▶ [Available data]:
|---|
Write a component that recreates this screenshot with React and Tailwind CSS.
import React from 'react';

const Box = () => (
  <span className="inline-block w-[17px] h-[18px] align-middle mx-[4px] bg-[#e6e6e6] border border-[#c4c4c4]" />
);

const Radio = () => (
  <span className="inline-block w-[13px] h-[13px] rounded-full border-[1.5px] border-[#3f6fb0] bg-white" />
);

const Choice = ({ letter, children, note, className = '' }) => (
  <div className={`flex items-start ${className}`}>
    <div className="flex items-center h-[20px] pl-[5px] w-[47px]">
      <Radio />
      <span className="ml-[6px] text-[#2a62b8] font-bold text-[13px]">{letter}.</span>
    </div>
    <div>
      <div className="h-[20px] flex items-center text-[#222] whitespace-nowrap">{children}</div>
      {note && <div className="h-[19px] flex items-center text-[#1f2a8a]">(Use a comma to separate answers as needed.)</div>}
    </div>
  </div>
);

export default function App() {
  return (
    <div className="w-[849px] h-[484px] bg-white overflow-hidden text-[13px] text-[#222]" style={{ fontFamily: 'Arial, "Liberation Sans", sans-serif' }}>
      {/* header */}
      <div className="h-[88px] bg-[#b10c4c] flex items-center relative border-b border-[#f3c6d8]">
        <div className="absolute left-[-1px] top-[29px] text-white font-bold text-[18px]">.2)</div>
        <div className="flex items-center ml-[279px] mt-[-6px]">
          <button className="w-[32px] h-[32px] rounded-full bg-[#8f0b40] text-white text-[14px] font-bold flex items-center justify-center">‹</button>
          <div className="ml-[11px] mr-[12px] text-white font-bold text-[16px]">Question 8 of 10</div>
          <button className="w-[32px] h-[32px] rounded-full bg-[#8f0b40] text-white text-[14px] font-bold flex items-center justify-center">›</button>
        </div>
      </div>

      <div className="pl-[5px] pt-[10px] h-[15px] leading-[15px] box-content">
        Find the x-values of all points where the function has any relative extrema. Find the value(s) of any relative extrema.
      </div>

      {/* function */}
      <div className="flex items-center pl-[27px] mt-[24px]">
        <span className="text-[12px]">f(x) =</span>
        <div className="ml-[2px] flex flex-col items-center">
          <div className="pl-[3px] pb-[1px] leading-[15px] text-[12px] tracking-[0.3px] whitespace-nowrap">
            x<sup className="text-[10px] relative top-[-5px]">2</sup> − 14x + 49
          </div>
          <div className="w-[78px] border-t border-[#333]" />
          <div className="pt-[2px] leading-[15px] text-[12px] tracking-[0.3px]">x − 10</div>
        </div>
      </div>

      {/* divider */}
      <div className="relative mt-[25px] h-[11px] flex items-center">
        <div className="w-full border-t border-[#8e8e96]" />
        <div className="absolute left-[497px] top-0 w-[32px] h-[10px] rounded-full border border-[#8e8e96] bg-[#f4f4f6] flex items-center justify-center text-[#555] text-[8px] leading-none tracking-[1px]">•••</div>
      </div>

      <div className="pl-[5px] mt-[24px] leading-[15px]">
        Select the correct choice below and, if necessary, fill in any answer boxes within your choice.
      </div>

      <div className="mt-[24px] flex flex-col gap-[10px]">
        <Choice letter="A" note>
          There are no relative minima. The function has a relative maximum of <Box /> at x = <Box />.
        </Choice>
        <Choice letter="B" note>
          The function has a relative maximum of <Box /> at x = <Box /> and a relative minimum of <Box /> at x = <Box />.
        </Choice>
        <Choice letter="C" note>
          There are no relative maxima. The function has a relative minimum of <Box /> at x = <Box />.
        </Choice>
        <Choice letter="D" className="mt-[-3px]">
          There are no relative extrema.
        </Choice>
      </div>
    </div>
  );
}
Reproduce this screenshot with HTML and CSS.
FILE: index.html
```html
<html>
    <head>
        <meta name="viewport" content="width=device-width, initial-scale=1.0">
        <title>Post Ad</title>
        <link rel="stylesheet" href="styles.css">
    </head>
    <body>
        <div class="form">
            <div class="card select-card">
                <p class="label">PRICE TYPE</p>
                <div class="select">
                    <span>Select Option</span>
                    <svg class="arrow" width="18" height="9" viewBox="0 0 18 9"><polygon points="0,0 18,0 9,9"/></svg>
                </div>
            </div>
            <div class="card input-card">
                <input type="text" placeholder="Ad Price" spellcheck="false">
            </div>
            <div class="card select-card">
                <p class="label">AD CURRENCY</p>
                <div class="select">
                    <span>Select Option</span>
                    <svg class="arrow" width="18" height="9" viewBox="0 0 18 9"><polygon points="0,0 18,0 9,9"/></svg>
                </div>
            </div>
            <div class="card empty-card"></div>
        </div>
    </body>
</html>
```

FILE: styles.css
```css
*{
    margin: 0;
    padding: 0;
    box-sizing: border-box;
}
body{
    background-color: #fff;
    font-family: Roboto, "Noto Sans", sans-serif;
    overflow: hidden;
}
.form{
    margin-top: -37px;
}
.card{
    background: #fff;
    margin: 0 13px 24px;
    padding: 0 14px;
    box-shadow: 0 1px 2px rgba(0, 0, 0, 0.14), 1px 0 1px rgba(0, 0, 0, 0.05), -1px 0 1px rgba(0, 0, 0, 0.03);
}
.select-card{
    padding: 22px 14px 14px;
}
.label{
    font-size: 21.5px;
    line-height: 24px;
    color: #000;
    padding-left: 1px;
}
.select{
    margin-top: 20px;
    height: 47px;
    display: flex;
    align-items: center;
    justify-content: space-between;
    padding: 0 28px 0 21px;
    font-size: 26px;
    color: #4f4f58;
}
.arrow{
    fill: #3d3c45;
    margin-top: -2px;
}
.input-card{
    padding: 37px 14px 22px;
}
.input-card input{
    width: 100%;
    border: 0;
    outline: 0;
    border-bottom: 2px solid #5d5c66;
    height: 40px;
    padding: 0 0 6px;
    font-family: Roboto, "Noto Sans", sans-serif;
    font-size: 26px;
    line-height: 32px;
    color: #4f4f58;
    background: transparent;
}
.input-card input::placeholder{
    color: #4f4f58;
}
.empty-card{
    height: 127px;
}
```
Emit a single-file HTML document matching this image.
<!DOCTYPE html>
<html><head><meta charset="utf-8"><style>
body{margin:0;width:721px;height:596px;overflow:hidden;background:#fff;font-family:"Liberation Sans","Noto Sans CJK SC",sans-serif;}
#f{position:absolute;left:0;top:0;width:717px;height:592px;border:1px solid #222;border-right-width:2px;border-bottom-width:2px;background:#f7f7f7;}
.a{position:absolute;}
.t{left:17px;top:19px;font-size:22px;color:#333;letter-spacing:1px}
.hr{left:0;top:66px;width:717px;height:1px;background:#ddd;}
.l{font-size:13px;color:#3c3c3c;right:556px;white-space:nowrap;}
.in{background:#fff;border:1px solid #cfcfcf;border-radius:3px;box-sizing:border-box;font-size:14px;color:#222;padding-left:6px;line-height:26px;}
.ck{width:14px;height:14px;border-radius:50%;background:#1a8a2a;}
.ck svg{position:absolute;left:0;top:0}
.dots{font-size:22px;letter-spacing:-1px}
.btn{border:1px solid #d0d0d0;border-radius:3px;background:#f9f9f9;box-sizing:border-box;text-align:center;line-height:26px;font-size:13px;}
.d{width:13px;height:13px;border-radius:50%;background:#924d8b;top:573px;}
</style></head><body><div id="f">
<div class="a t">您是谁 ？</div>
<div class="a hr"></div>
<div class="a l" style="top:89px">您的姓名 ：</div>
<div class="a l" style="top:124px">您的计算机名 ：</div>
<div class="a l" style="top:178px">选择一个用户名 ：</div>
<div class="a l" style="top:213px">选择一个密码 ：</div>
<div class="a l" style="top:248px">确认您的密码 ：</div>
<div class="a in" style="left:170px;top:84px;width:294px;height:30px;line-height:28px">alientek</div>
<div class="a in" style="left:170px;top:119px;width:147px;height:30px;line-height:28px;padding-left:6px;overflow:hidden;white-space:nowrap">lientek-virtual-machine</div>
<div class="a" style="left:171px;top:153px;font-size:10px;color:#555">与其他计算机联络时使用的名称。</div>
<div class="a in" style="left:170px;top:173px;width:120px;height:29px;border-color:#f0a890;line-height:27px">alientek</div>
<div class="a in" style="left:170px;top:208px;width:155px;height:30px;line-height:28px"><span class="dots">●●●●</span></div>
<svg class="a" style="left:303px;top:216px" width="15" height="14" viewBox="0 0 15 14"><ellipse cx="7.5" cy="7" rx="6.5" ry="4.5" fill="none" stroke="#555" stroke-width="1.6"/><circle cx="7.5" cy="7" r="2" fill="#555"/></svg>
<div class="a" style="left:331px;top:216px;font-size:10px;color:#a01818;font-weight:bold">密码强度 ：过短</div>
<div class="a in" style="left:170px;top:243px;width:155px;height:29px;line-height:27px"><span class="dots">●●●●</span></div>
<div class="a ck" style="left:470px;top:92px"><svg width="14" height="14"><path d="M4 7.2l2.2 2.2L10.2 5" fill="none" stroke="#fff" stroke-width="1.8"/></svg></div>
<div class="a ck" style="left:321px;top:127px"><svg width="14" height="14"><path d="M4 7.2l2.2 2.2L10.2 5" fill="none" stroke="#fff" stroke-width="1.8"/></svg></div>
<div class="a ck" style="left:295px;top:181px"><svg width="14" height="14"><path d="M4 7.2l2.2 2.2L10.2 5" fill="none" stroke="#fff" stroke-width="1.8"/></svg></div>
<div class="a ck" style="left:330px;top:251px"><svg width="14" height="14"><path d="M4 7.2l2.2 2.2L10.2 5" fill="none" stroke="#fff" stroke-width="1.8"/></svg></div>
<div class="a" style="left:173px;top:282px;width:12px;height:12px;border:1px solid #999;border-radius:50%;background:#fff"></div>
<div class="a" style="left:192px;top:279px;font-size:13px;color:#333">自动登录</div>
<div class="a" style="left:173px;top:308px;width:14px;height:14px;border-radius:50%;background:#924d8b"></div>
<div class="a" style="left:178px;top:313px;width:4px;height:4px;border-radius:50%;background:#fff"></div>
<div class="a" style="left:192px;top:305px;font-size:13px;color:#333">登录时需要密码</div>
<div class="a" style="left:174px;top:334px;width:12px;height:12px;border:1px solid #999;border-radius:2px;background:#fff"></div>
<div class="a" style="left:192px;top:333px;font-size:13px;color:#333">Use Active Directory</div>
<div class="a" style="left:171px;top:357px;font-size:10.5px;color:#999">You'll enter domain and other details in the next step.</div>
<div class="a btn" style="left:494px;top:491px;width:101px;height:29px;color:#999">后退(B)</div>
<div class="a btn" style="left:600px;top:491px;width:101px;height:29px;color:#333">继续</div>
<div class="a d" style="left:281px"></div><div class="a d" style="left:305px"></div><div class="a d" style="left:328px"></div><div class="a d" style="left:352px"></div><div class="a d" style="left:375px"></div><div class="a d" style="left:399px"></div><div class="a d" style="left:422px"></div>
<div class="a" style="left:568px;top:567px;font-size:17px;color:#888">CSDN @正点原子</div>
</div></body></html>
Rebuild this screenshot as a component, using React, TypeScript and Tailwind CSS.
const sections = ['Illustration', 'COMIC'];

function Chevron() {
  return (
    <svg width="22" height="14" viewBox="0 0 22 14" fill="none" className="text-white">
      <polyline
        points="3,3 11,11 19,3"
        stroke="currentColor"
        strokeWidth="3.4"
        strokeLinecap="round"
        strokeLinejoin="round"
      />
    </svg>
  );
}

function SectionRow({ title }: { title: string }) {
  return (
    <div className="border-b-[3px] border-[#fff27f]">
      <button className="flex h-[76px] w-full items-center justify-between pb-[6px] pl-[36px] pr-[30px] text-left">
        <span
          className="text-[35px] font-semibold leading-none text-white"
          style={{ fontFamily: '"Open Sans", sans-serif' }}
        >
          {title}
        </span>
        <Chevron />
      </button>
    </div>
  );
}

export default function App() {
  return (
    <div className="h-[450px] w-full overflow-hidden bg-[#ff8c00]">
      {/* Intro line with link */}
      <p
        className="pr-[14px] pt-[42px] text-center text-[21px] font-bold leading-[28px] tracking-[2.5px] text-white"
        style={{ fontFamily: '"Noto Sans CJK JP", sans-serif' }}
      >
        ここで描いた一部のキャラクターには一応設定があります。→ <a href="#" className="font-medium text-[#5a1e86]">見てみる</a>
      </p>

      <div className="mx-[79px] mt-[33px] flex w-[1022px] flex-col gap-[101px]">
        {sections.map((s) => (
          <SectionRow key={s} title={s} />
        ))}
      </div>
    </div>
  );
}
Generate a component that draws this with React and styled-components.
|---|
▶ [Task prompt]:
Work out how many lines of the material above contain the word "React", then give only that figure.

▶ [Response to the task]:
4